Una ricerca su 67 coppie proprietario-cane ha dimostrato che questi ultimi reagiscono come i bambini quando inaspettatamente “abbandonati”.
Il modello di attaccamento che i cani sviluppano verso i proprietari è come quello dei bimbi verso i genitori o ‘prestatori di cura’. A rivelarlo uno studio, pubblicato sulla rivista Animals-Mdpi, condotto dal dipartimento di scienze veterinarie dell’Università di Pisa.
I dettagli dello studio
Lo studio ha coinvolto 67 coppie di cani e proprietari che sono stati sottoposti a delle varianti dell’esperimento denominato ‘Strange situation procedure (Ssp)’. Si tratta di una situazione di “finto abbandono” usata per valutare gli stili di attaccamento dei bambini.

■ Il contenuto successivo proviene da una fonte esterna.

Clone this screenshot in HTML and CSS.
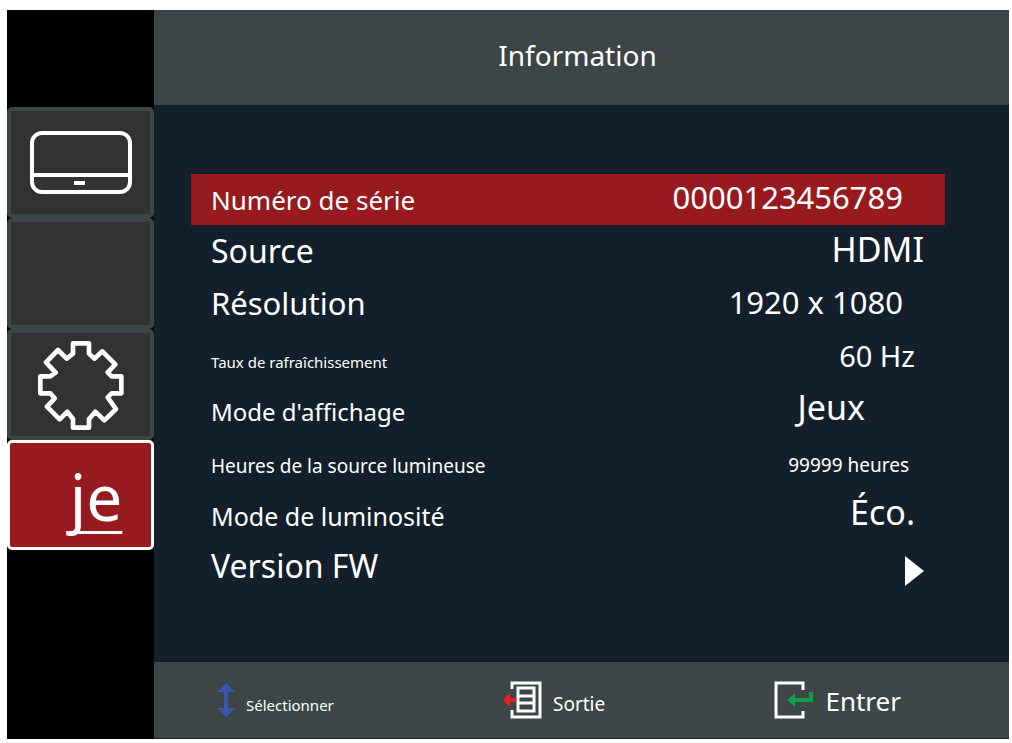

I ricercatori, per prima cosa, hanno fatto entrare la coppia cane-proprietario in una stanza sconosciuta. In seguito hanno gestito, secondo una sequenza codificata, l’entrata e l’uscita del proprietario o di un estraneo per capire la risposta dell’animale.
È emerso così che la maggioranza dei cani, come del resto accade per i bimbi, mostra un attaccamento ‘sicuro’. In altre parole, i cani hanno mostrato un moderato stress quando avviene una separazione involontaria, in cui il proprietario li lascia da soli in un ambiente sconosciuto, e si tranquillizzano non appena lo rivedono. C’è invece una minoranza di ‘insicuri’ che non si calma o che manifesta il disagio attraverso una apparente indifferenza, come nel caso degli ‘insicuri evitanti’.
Il commento di una ricercatrice
“Che da questo punto di vista i cani da compagnia avessero dei comportamenti simili a quelli dei bambini si sapeva già” spiega Chiara Mariti, ricercatrice dell’Ateneo pisano. “Questa però è la prima volta che siamo riusciti a declinare più precisamente i vari stili di legame sottoponendo i cani a test molto simili a quelli usati per gli umani“.
“Lo studio degli stili di attaccamento tra cane e proprietario è ancora agli albori, se paragonato a quello in psicologia e psichiatria umana“, aggiuge Mariti. Le ricerche, al momento sembrano condurre a risultati simili a quelli ottenuti in ambito umano. Se questo accadesse effettivamente “avremmo una nuova chiave di lettura per capire alcuni disturbi comportamentali del cane con enormi implicazioni in termini di benessere animale“, conclude la ricercatrice.